RECORDED INFORMATION:
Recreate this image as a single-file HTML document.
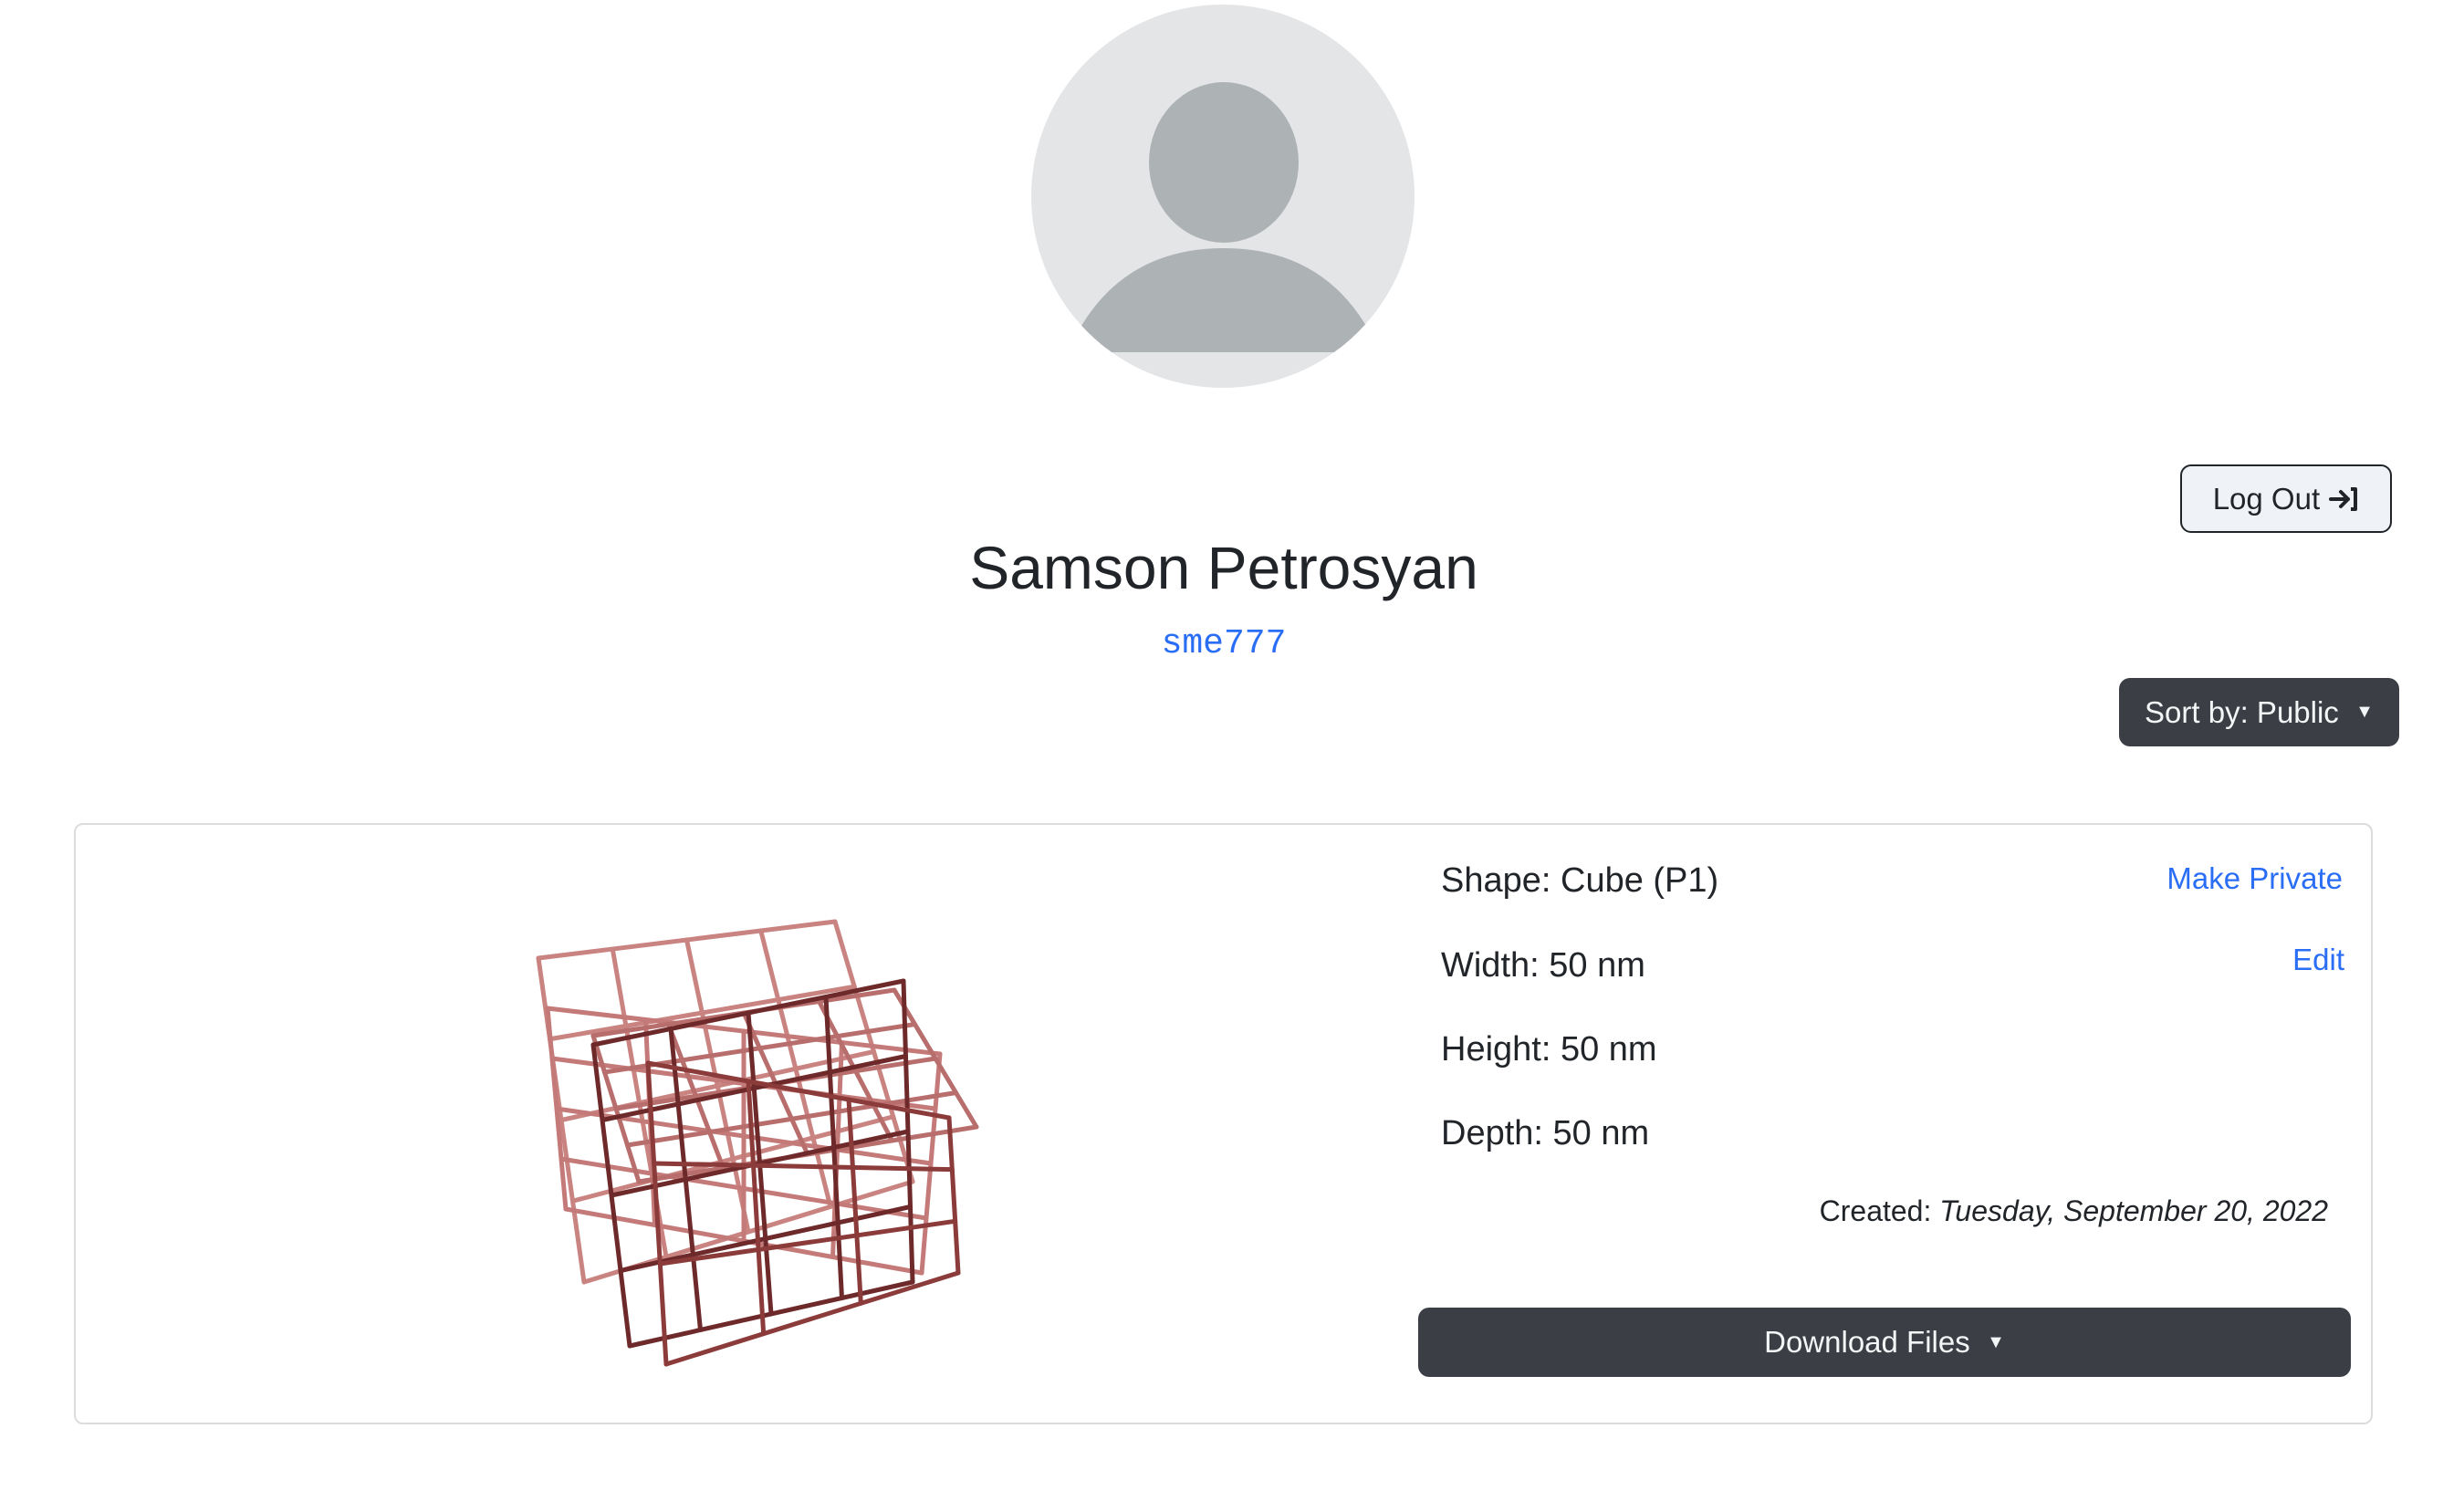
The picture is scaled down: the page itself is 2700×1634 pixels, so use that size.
<!DOCTYPE html>
<html><head><meta charset="utf-8">
<style>
html,body{margin:0;padding:0;background:#fff;}
body{width:2700px;height:1634px;position:relative;overflow:hidden;font-family:"Liberation Sans",sans-serif;color:#212529;}
.abs{position:absolute;}
.btn{position:absolute;box-sizing:border-box;border-radius:12px;display:flex;align-items:center;justify-content:center;font-size:33px;}
</style></head><body>
<svg class="abs" style="left:0;top:0" width="2700" height="440">
  <defs><clipPath id="c"><circle cx="1340" cy="215" r="210"/></clipPath></defs>
  <circle cx="1340" cy="215" r="210" fill="#e4e5e7"/>
  <g clip-path="url(#c)">
    <ellipse cx="1341" cy="178" rx="82" ry="88" fill="#adb2b4"/>
    <path d="M1170 386 Q1220 272 1341 272 Q1462 272 1512 386 Z" fill="#adb2b4"/>
  </g>
</svg>

<div class="btn" style="left:2389px;top:509px;width:232px;height:75px;background:#eff2f7;border:2px solid #212529;color:#212529;">Log Out&nbsp;<svg width="34" height="30" viewBox="0 0 34 30"><path d="M3 15 H22 M14 7 L22 15 L14 23" stroke="#212529" stroke-width="4" fill="none" stroke-linecap="round" stroke-linejoin="round"/><path d="M25 4 H30 V26 H25" stroke="#212529" stroke-width="4" fill="none" stroke-linejoin="round"/></svg></div>

<div class="abs" style="left:0;width:2682px;top:584px;text-align:center;font-size:66px;color:#212529;">Samson Petrosyan</div>
<div class="abs" style="left:0;width:2682px;top:684px;text-align:center;font-size:38px;color:#2a6ef5;font-family:'Liberation Mono',monospace;">sme777</div>

<div class="btn" style="left:2322px;top:743px;width:307px;height:75px;background:#3b3f45;color:#f4f5f7;">Sort by: Public&nbsp;&nbsp;<span style="font-size:20px">▼</span></div>

<div class="abs" style="left:81px;top:902px;width:2519px;height:659px;box-sizing:border-box;border:2px solid #dcdcdc;border-radius:10px;"></div>

<svg id="cube" class="abs" style="left:580px;top:995px" width="540" height="530"></svg>

<div class="abs" style="left:1579px;top:944px;font-size:38px;">Shape: Cube (P1)</div>
<div class="abs" style="left:1579px;top:1037px;font-size:38px;">Width: 50 nm</div>
<div class="abs" style="left:1579px;top:1129px;font-size:38px;">Height: 50 nm</div>
<div class="abs" style="left:1579px;top:1221px;font-size:38px;">Depth: 50 nm</div>
<div class="abs" style="right:133px;top:944px;font-size:33px;color:#2a6ef5;">Make Private</div>
<div class="abs" style="right:131px;top:1033px;font-size:33px;color:#2a6ef5;">Edit</div>
<div class="abs" style="right:149px;top:1309px;font-size:32px;">Created:&nbsp;<i>Tuesday, September 20, 2022</i></div>

<div class="btn" style="left:1554px;top:1433px;width:1022px;height:76px;background:#3b3f45;color:#f4f5f7;">Download Files&nbsp;&nbsp;<span style="font-size:20px">▼</span></div>

<script>
(function(){
var s=document.getElementById('cube'),o='';
function L(a,b,c){o+='<line x1="'+a[0]+'" y1="'+a[1]+'" x2="'+b[0]+'" y2="'+b[1]+'" stroke="'+c+'" stroke-width="5" stroke-linecap="round"/>';}
function lerp(a,b,t){return [a[0]+(b[0]-a[0])*t,a[1]+(b[1]-a[1])*t];}
function face(tl,tr,br,bl,c,n){for(var i=0;i<=n;i++){var t=i/n;L(lerp(tl,bl,t),lerp(tr,br,t),c);L(lerp(tl,tr,t),lerp(bl,br,t),c);}}
face([10,55],[335,15],[420,300],[60,410],'#c98380',4);
face([20,110],[450,160],[430,400],[40,330],'#c47a78',4);
face([70,140],[400,90],[490,240],[120,300],'#b86e6c',4);
face([70,150],[410,80],[420,410],[110,480],'#6e2a2a',4);
face([130,170],[460,230],[470,400],[150,500],'#8a3b3a',3);
s.innerHTML=o;})();
</script>
</body></html>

SHORT TASK:
Report only how many lines of the listing hold the word "document".

THE COMPLETED TASK:
2